We rocked up the first day with limited supplies – cups, ice, straws, cartons of various juices, lemons, limes, a few cans of ginger beer and large bottles of Schwepps tonic, soda & ginger ale to mix with cases upon cases of vodka & gin. We shared the tent with multiple craft beer & cider companies but we were the only spirit company. Women came into the tent looking for wine as I suppose it is more acceptable to sip a glass of vino at that hour.
“Gin?! At THIS hour?! No way! But what about wine, any wine here?”, one woman asked.
My reply was “Madame, as this is the Bord Bia area, all items here are grown or crafted here in the Republic of Ireland and it’s just to damn cold and wet to grow enough grapes”
Business was sparse that first day in the Bloom Bar – it was Thursday afternoon, the weather was a tad poor and no one was gagging for a G&T at that hour. It occurred to me that we were only selling ‘built’ drinks not ‘shaken’ drinks. No one noticed us selling Moscow Mule‘s or Gin & Tonic’s – there was no theatre in those built drinks. We needed something more.
I knew from experience that people are like animals – attracted to pretty colours and they turn their heads when they hear a noise… Visual and Auditory Cues. I grabbed some cranberry and lime juice with a healthy measure of vodka, iced up the shaker tin and began to shake the living daylights out of it. Immediately heads began to turn, wives tapped their husbands to look and soon crowds approached our stand to see what was going on. Within a minute one fella came up and said, ‘Give us one of them pink things.’
He didn’t care what it was, what was in it or how much it cost. His partner just told him to get her one of those ‘pink things’. I knew right there and then – I needed more supplies.
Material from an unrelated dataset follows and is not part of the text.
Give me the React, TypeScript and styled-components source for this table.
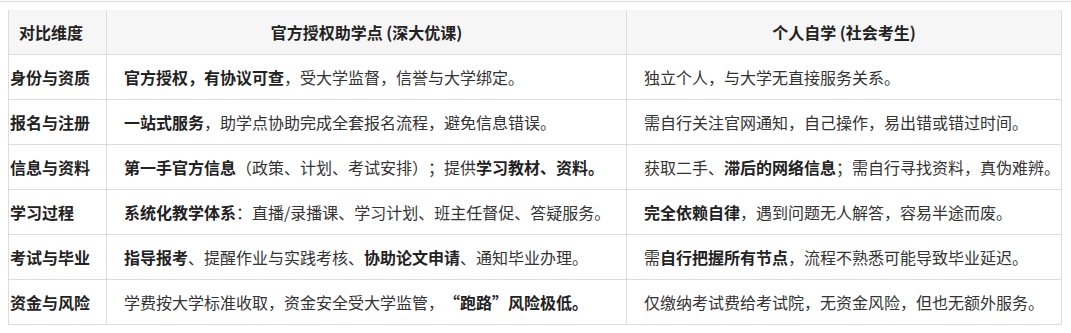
import React from "react"
import styled, { createGlobalStyle } from "styled-components"

const GlobalStyle = createGlobalStyle`
  html, body {
    margin: 0;
    padding: 0;
    background: #ffffff;
  }
  body {
    font-family: "Noto Sans CJK SC", "Noto Sans", "Liberation Sans", sans-serif;
    color: #333333;
    text-spacing-trim: space-all;
  }
`

const Page = styled.div`
  padding: 1px 0 0 0;
`

const TopRule = styled.div`
  height: 1px;
  background: #dcdcdc;
  margin-bottom: 8px;
`

const Table = styled.table`
  margin-left: 8px;
  width: 1053px;
  border-collapse: collapse;
  table-layout: fixed;
  font-size: 16px;
`

const HeadCell = styled.th<{ $first?: boolean }>`
  height: 44px;
  padding: 0;
  padding-left: ${(p) => (p.$first ? "10px" : "0")};
  background: #f6f6f6;
  border: 1px solid #dddddd;
  border-top: none;
  font-weight: 700;
  color: #222222;
  text-align: ${(p) => (p.$first ? "left" : "center")};
  vertical-align: middle;
  white-space: nowrap;
  line-height: 20px;
`

const Cell = styled.td<{ $first?: boolean }>`
  height: 44px;
  padding: 0 0 0 ${(p) => (p.$first ? "1px" : "17px")};
  border: 1px solid #dddddd;
  vertical-align: middle;
  white-space: nowrap;
  line-height: 20px;
  text-spacing-trim: space-all;
  font-weight: ${(p) => (p.$first ? 700 : 400)};
  color: ${(p) => (p.$first ? "#222222" : "#333333")};
`

const Strong = styled.b`
  font-weight: 700;
  color: #222222;
`

type Row = { dim: string; official: React.ReactNode; self: React.ReactNode }

const rows: Row[] = [
  {
    dim: "身份与资质",
    official: (
      <>
        <Strong>官方授权，有协议可查</Strong>，受大学监督，信誉与大学绑定。
      </>
    ),
    self: <>独立个人，与大学无直接服务关系。</>,
  },
  {
    dim: "报名与注册",
    official: (
      <>
        <Strong>一站式服务</Strong>，助学点协助完成全套报名流程，避免信息错误。
      </>
    ),
    self: <>需自行关注官网通知，自己操作，易出错或错过时间。</>,
  },
  {
    dim: "信息与资料",
    official: (
      <>
        <Strong>第一手官方信息</Strong>（政策、计划、考试安排）；提供<Strong>学习教材、资料。</Strong>
      </>
    ),
    self: (
      <>
        获取二手、<Strong>滞后的网络信息</Strong>；需自行寻找资料，真伪难辨。
      </>
    ),
  },
  {
    dim: "学习过程",
    official: (
      <>
        <Strong>系统化教学体系</Strong>：直播/录播课、学习计划、班主任督促、答疑服务。
      </>
    ),
    self: (
      <>
        <Strong>完全依赖自律</Strong>，遇到问题无人解答，容易半途而废。
      </>
    ),
  },
  {
    dim: "考试与毕业",
    official: (
      <>
        <Strong>指导报考</Strong>、提醒作业与实践考核、<Strong>协助论文申请</Strong>、通知毕业办理。
      </>
    ),
    self: (
      <>
        需<Strong>自行把握所有节点</Strong>，流程不熟悉可能导致毕业延迟。
      </>
    ),
  },
  {
    dim: "资金与风险",
    official: (
      <>
        学费按大学标准收取，资金安全受大学监管，<Strong>“跑路”风险极低。</Strong>
      </>
    ),
    self: <>仅缴纳考试费给考试院，无资金风险，但也无额外服务。</>,
  },
]

export default function App() {
  return (
    <Page>
      <GlobalStyle />
      <TopRule />
      <Table>
        <colgroup>
          <col style={{ width: 98 }} />
          <col style={{ width: 520 }} />
          <col style={{ width: 435 }} />
        </colgroup>
        <thead>
          <tr>
            <HeadCell $first>对比维度</HeadCell>
            <HeadCell>官方授权助学点 (深大优课)</HeadCell>
            <HeadCell>个人自学 (社会考生)</HeadCell>
          </tr>
        </thead>
        <tbody>
          {rows.map((r) => (
            <tr key={r.dim}>
              <Cell $first>{r.dim}</Cell>
              <Cell>{r.official}</Cell>
              <Cell>{r.self}</Cell>
            </tr>
          ))}
        </tbody>
      </Table>
    </Page>
  )
}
As this was the Bord Bia area of the Bloom Garden Show, we were surrounded by numerous tents full of Irish companies showcasing wonderful & delicious products so I began my hunt for new ingredients. I happened upon a lovely young woman that had a variety of jams, preserves and sauces who had a large crowd around her stand sampling anything she had open for tasting. I scanned what was on offer and was drawn to one particular product of hers when I saw the words I knew would work a treat with the load of ginger ale I had back at the stand – raspberry & vanilla. Nicolla from the Big Red Kitchen sold me two jars and I ran back to our stand to give it a try.
The first one was shared between Oliver Hughes (the owner of the Dingle Distillery & the Porterhouse Brewery), Dave Morrissey (head of operations at Lillie’s Bordello & Porterhouse Central) and myself, and after the first sip we knew we were onto a winner. What started as a Moscow Mule was reborn via Nicola‘s fab jam and so the Jammy Donkey was the star of the show. We had an amazingly busy weekend and created huge fans of both the spirit and the jam. Over the course of that weekend, we went through dozens upon dozens of jars from Nicola.
Like all recipes, when you work with high quality ingredients the outcome can be truly amazing.
The Jammy Donkey – aka – The Dingle Donkey
- Take a boston shaker glass and add ice.
- 50ml of Dingle Vodka
- 2 lime wedges, squeezed and thrown in 1 heaping spoonful of Raspberry-Vanilla Jam from Big Red Kitchen or a good quality raspberry vanilla jam.
- Shake vigorousory (to chill the ingredients and break up the jam)
- Strain into iced glass.
- Top with ginger ale (ginger beer if you prefer it to be a bit spicier)
- Garnish with a lime wheel and enjoy!